Saad Hariri steht da und weiss, dass er gar nicht viel anderes sagen kann, als dass er das Urteil des Internationalen Sondertribunals für den Libanon akzeptiere. Der Sohn des 2005 ermordeten früheren Ministerpräsidenten des Libanon, Rafik Hariri, ist extra nach Den Haag gereist, um der Urteilsverkündung beizuwohnen. Eine andere Reaktion als das Akzeptieren wäre seinen Anhängern zuhause in Beirut das Signal gewesen, die Strassen zu stürmen. Dabei ist die Situation im Libanon nach der Katastrophe im Hafen von Beirut brenzlig genug.
Und genau wie damals, nach dem Attentat auf Rafik Hariri, glauben viele Libanesen auch heute wieder, dass nur eine internationale Aufklärung die vielen Fragen beantworten könne, die sich nach der Explosion von fast 3000 Tonnen Ammoniumnitrat im Hafen von Beirut stellen. Genau wie damals ist es auch heute wieder hauptsächlich die Hisbollah und ihre Verbündeten, wie beispielsweise der christliche Präsident Michel Aoun, die sich gegen eine solche internationale Aufklärung stellt.
Eine Enttäuschung
Das heutige Urteil wird viele Libanesinnen und Libanesen in ihrer Hoffnung enttäuschen, dass die wirklich Verantwortlichen für das Unglück im Hafen von Beirut jemals zur Verantwortung gezogen werden. Genauso, wie es sie in der Hoffnung enttäuschte, die Hintergründe über den Mord an Rafik Hariri zu erfahren.

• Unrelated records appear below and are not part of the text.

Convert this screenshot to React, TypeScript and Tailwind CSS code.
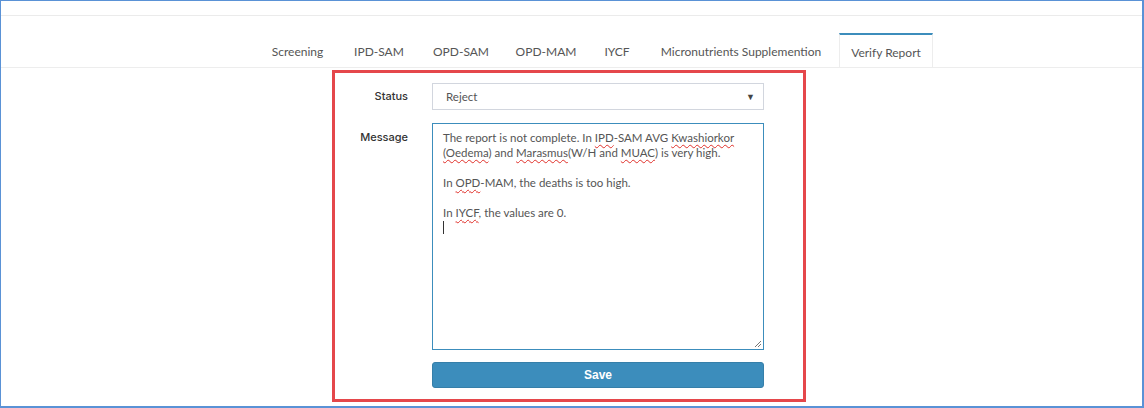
import React from 'react';

const tabs = [
  { label: 'Screening', w: 'w-[83px]' },
  { label: 'IPD-SAM', w: 'w-[80px]' },
  { label: 'OPD-SAM', w: 'w-[84px]' },
  { label: 'OPD-MAM', w: 'w-[86px]' },
  { label: 'IYCF', w: 'w-[56px]' },
  { label: 'Micronutrients Supplemention', w: 'w-[192px]' },
];

const Sp: React.FC<{ children: React.ReactNode }> = ({ children }) => (
  <span className="underline decoration-wavy decoration-[#e0302a] decoration-1 underline-offset-[2px]">
    {children}
  </span>
);

export default function App() {
  return (
    <div
      className="w-[1144px] h-[408px] bg-white border-t border-l border-r-2 border-b-2 border-[#5a92d6] flex flex-col text-[#555]"
      style={{ fontFamily: 'Lato, "Open Sans", sans-serif' }}
    >
      {/* top strip */}
      <div className="h-[15px] border-b border-[#ebebeb] shrink-0" />

      {/* tabs */}
      <div className="pt-[17px] border-b border-[#ededed] shrink-0">
        <div className="flex pl-[255px] h-[34px]">
          {tabs.map((t) => (
            <div
              key={t.label}
              className={`${t.w} flex items-center justify-center pt-[4px] text-[12px] text-[#555]`}
            >
              {t.label}
            </div>
          ))}
          <div className="ml-[2px] w-[94px] flex items-center justify-center pt-[4px] text-[12px] text-[#555] bg-white border-t-2 border-t-[#3c8dbc] border-x border-x-[#ededed]">
            Verify Report
          </div>
        </div>
      </div>

      {/* form */}
      <div className="pl-[331px] pt-[2px] shrink-0">
        <div className="w-[474px] border-[3px] border-[#e5474b] pt-[10px] pr-[39px] pb-[11px] flex flex-col">
          <div className="flex items-center h-[27px] shrink-0">
            <div
              className="w-[73px] shrink-0 text-right text-[11px] font-medium text-[#333]"
              style={{ fontFamily: 'Inter, sans-serif' }}
            >
              Status
            </div>
            <div className="ml-[24px] flex-1 min-w-0 h-[27px] border border-[#d2d6de] flex items-center pl-[13px] pr-[8px] text-[11.5px] text-[#555]">
              <span className="flex-1">Reject</span>
              <span className="text-[9px] text-[#444]">▼</span>
            </div>
          </div>

          <div className="flex items-start mt-[13px] shrink-0">
            <div
              className="w-[73px] shrink-0 text-right text-[11px] font-medium text-[#333] pt-[6px]"
              style={{ fontFamily: 'Inter, sans-serif' }}
            >
              Message
            </div>
            <div className="ml-[24px] flex-1 min-w-0 overflow-hidden h-[227px] border border-[#3c8dbc] relative pl-[10px] pt-[6px] text-[11.5px] leading-[15px] text-[#555] whitespace-nowrap">
              <div>
                The report is not complete. In <Sp>IPD</Sp>-SAM AVG <Sp>Kwashiorkor</Sp>
              </div>
              <div>
                <Sp>(Oedema</Sp>) and <Sp>Marasmus</Sp>(W/H and <Sp>MUAC</Sp>) is very high.
              </div>
              <div className="h-[15px]" />
              <div>
                In <Sp>OPD</Sp>-MAM, the deaths is too high.
              </div>
              <div className="h-[15px]" />
              <div>
                In <Sp>IYCF</Sp>, the values are 0.
              </div>
              <div className="h-[15px] flex items-center">
                <span className="w-px h-[13px] bg-[#333]" />
              </div>
              <svg className="absolute right-[1px] bottom-[1px]" width="9" height="9" viewBox="0 0 9 9">
                <path d="M8 2 L2 8 M8 5 L5 8" stroke="#777" strokeWidth="1" />
              </svg>
            </div>
          </div>

          <div className="flex mt-[12px] shrink-0">
            <div className="w-[73px] shrink-0" />
            <button
              className="ml-[24px] flex-1 h-[26px] bg-[#3c8dbc] border border-[#367fa9] rounded-[3px] text-white text-[12px] font-bold"
              style={{ fontFamily: '"Liberation Sans", Arial, sans-serif' }}
            >
              Save
            </button>
          </div>
        </div>
      </div>
    </div>
  );
}
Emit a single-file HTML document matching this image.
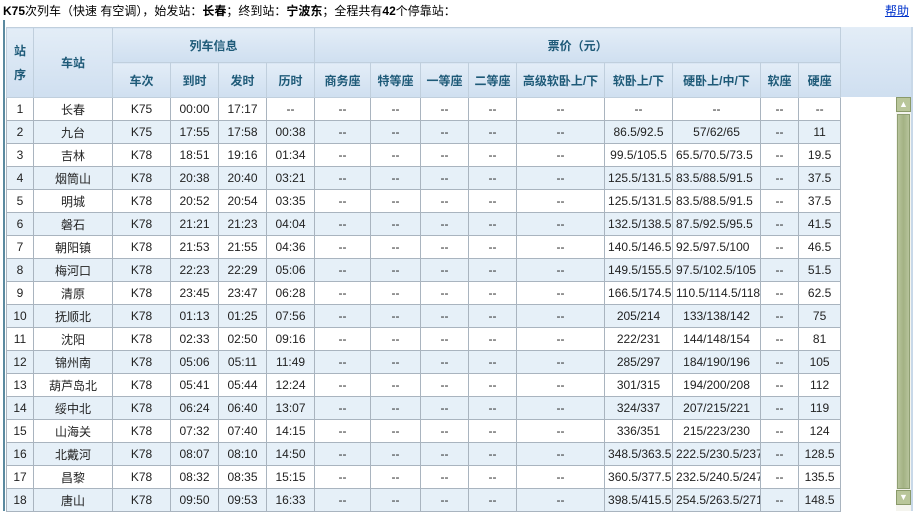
<!DOCTYPE html>
<html><head><meta charset="utf-8"><style>
body{margin:0;width:913px;height:511px;overflow:hidden;background:#fff;font-family:"Liberation Sans","Noto Sans CJK SC","WenQuanYi Zen Hei",sans-serif;font-size:12px;position:relative}
.title{position:absolute;left:3px;top:2px;font-size:12px;color:#000;white-space:nowrap}
.help{position:absolute;right:4px;top:2px;color:#0033cc;text-decoration:underline}
.outl{position:absolute;left:3px;top:20px;width:2px;height:491px;background:#5b8aa0}
.hbg{position:absolute;left:6px;top:27px;width:907px;height:70px;background:linear-gradient(#e3edf7,#cfdff0)}
table{position:absolute;left:6px;top:27px;border-collapse:collapse;table-layout:fixed;width:834px}
td,th{border:1px solid #a9b4bf;text-align:center;padding:0;white-space:nowrap;overflow:hidden}
th{color:#1e5a78;font-weight:bold;height:34px;background:linear-gradient(#e3edf7,#cfdff0);border-color:#c0cfdd}
td{height:22px;color:#222}
td.l{text-align:left;padding-left:3px}
tr.e td{background:#e6f0f8}
.sb{position:absolute;left:896px;top:97px;width:15px;height:414px;background:#f4f4ee}
.btn{position:absolute;left:0;width:15px;height:15px;background:#b9c69a;border:1px solid #8a9a6a;box-sizing:border-box;color:#fff;font-size:9px;line-height:13px;text-align:center}
.th{position:absolute;left:1px;top:17px;width:13px;height:375px;background:linear-gradient(90deg,#b8c49c,#a3b283,#b8c49c);border:1px solid #8f9f72;box-sizing:border-box}
.rl{position:absolute;left:911px;top:27px;width:2px;height:484px;background:#c8d8e8}
</style></head><body>
<div class="title"><b>K75</b>次列车（快速 有空调），始发站：<b>长春</b>；终到站：<b>宁波东</b>；全程共有<b>42</b>个停靠站：</div>
<a class="help">帮助</a>
<div class="outl"></div>
<div class="hbg"></div>
<table>
<colgroup><col style="width:27px"><col style="width:79px"><col style="width:58px"><col style="width:48px"><col style="width:48px"><col style="width:48px"><col style="width:56px"><col style="width:50px"><col style="width:48px"><col style="width:48px"><col style="width:88px"><col style="width:68px"><col style="width:88px"><col style="width:38px"><col style="width:42px"></colgroup>
<tr><th rowspan="2" style="line-height:24px">站<br>序</th><th rowspan="2">车站</th><th colspan="4">列车信息</th><th colspan="9">票价（元）</th></tr>
<tr><th>车次</th><th>到时</th><th>发时</th><th>历时</th><th>商务座</th><th>特等座</th><th>一等座</th><th>二等座</th><th>高级软卧上/下</th><th>软卧上/下</th><th>硬卧上/中/下</th><th>软座</th><th>硬座</th></tr>
<tr><td>1</td><td>长春</td><td>K75</td><td>00:00</td><td>17:17</td><td>--</td><td>--</td><td>--</td><td>--</td><td>--</td><td>--</td><td>--</td><td>--</td><td>--</td><td>--</td></tr>
<tr class="e"><td>2</td><td>九台</td><td>K75</td><td>17:55</td><td>17:58</td><td>00:38</td><td>--</td><td>--</td><td>--</td><td>--</td><td>--</td><td>86.5/92.5</td><td>57/62/65</td><td>--</td><td>11</td></tr>
<tr><td>3</td><td>吉林</td><td>K78</td><td>18:51</td><td>19:16</td><td>01:34</td><td>--</td><td>--</td><td>--</td><td>--</td><td>--</td><td>99.5/105.5</td><td class="l">65.5/70.5/73.5</td><td>--</td><td>19.5</td></tr>
<tr class="e"><td>4</td><td>烟筒山</td><td>K78</td><td>20:38</td><td>20:40</td><td>03:21</td><td>--</td><td>--</td><td>--</td><td>--</td><td>--</td><td class="l">125.5/131.5</td><td class="l">83.5/88.5/91.5</td><td>--</td><td>37.5</td></tr>
<tr><td>5</td><td>明城</td><td>K78</td><td>20:52</td><td>20:54</td><td>03:35</td><td>--</td><td>--</td><td>--</td><td>--</td><td>--</td><td class="l">125.5/131.5</td><td class="l">83.5/88.5/91.5</td><td>--</td><td>37.5</td></tr>
<tr class="e"><td>6</td><td>磐石</td><td>K78</td><td>21:21</td><td>21:23</td><td>04:04</td><td>--</td><td>--</td><td>--</td><td>--</td><td>--</td><td class="l">132.5/138.5</td><td class="l">87.5/92.5/95.5</td><td>--</td><td>41.5</td></tr>
<tr><td>7</td><td>朝阳镇</td><td>K78</td><td>21:53</td><td>21:55</td><td>04:36</td><td>--</td><td>--</td><td>--</td><td>--</td><td>--</td><td class="l">140.5/146.5</td><td class="l">92.5/97.5/100</td><td>--</td><td>46.5</td></tr>
<tr class="e"><td>8</td><td>梅河口</td><td>K78</td><td>22:23</td><td>22:29</td><td>05:06</td><td>--</td><td>--</td><td>--</td><td>--</td><td>--</td><td class="l">149.5/155.5</td><td class="l">97.5/102.5/105</td><td>--</td><td>51.5</td></tr>
<tr><td>9</td><td>清原</td><td>K78</td><td>23:45</td><td>23:47</td><td>06:28</td><td>--</td><td>--</td><td>--</td><td>--</td><td>--</td><td class="l">166.5/174.5</td><td class="l">110.5/114.5/118</td><td>--</td><td>62.5</td></tr>
<tr class="e"><td>10</td><td>抚顺北</td><td>K78</td><td>01:13</td><td>01:25</td><td>07:56</td><td>--</td><td>--</td><td>--</td><td>--</td><td>--</td><td>205/214</td><td>133/138/142</td><td>--</td><td>75</td></tr>
<tr><td>11</td><td>沈阳</td><td>K78</td><td>02:33</td><td>02:50</td><td>09:16</td><td>--</td><td>--</td><td>--</td><td>--</td><td>--</td><td>222/231</td><td>144/148/154</td><td>--</td><td>81</td></tr>
<tr class="e"><td>12</td><td>锦州南</td><td>K78</td><td>05:06</td><td>05:11</td><td>11:49</td><td>--</td><td>--</td><td>--</td><td>--</td><td>--</td><td>285/297</td><td>184/190/196</td><td>--</td><td>105</td></tr>
<tr><td>13</td><td>葫芦岛北</td><td>K78</td><td>05:41</td><td>05:44</td><td>12:24</td><td>--</td><td>--</td><td>--</td><td>--</td><td>--</td><td>301/315</td><td>194/200/208</td><td>--</td><td>112</td></tr>
<tr class="e"><td>14</td><td>绥中北</td><td>K78</td><td>06:24</td><td>06:40</td><td>13:07</td><td>--</td><td>--</td><td>--</td><td>--</td><td>--</td><td>324/337</td><td>207/215/221</td><td>--</td><td>119</td></tr>
<tr><td>15</td><td>山海关</td><td>K78</td><td>07:32</td><td>07:40</td><td>14:15</td><td>--</td><td>--</td><td>--</td><td>--</td><td>--</td><td>336/351</td><td>215/223/230</td><td>--</td><td>124</td></tr>
<tr class="e"><td>16</td><td>北戴河</td><td>K78</td><td>08:07</td><td>08:10</td><td>14:50</td><td>--</td><td>--</td><td>--</td><td>--</td><td>--</td><td class="l">348.5/363.5</td><td class="l">222.5/230.5/237</td><td>--</td><td>128.5</td></tr>
<tr><td>17</td><td>昌黎</td><td>K78</td><td>08:32</td><td>08:35</td><td>15:15</td><td>--</td><td>--</td><td>--</td><td>--</td><td>--</td><td class="l">360.5/377.5</td><td class="l">232.5/240.5/247</td><td>--</td><td>135.5</td></tr>
<tr class="e"><td>18</td><td>唐山</td><td>K78</td><td>09:50</td><td>09:53</td><td>16:33</td><td>--</td><td>--</td><td>--</td><td>--</td><td>--</td><td class="l">398.5/415.5</td><td class="l">254.5/263.5/271</td><td>--</td><td>148.5</td></tr>
</table>
<div class="rl"></div>
<div class="sb"><div class="btn" style="top:0">▲</div><div class="th"></div><div class="btn" style="top:393px">▼</div></div>
</body></html>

Doch es gibt auch eine andere Seite. Saad Hariri sagte auch, es sei nun an der Hisbollah, Opfer zu bringen. Denn das Gericht hat zwar der Hisbollah-Führung (wie auch der syrischen Regierung) keine direkte Beteiligung an dem Mord vor mehr als 15 Jahren nachweisen können. Doch der für schuldig befundene Hauptangeklagte war auch gemäss dem Tribunal ein Mitglied der Hisbollah. Damit wird aus Sicht der wohl meisten Libanesen die Rolle der Hisbollah etabliert, auch wenn sie nicht direkt als an der Tat beteiligt verurteilt wird. Und daran, dass ein Mitglied der Hisbollah auf eigene Faust ein solches Attentat auf einen der gewichtigsten Politiker des Libanon durchführt, glaubt im Zedernstaat kein Mensch.
Dem Sondertribunal ist es nicht gelungen, Licht in die Hintergründe der Tat zu bringen. Das ist eine Enttäuschung. Doch mehr zu erwarten, wäre vermutlich vermessen gewesen. Ein Anhänger von Hariri im sunnitischen Viertel Tarik Jdide in Beirut sagte es so: «Die Wahrheit wäre zwar wichtig, aber sie wird nichts an der Situation ändern.»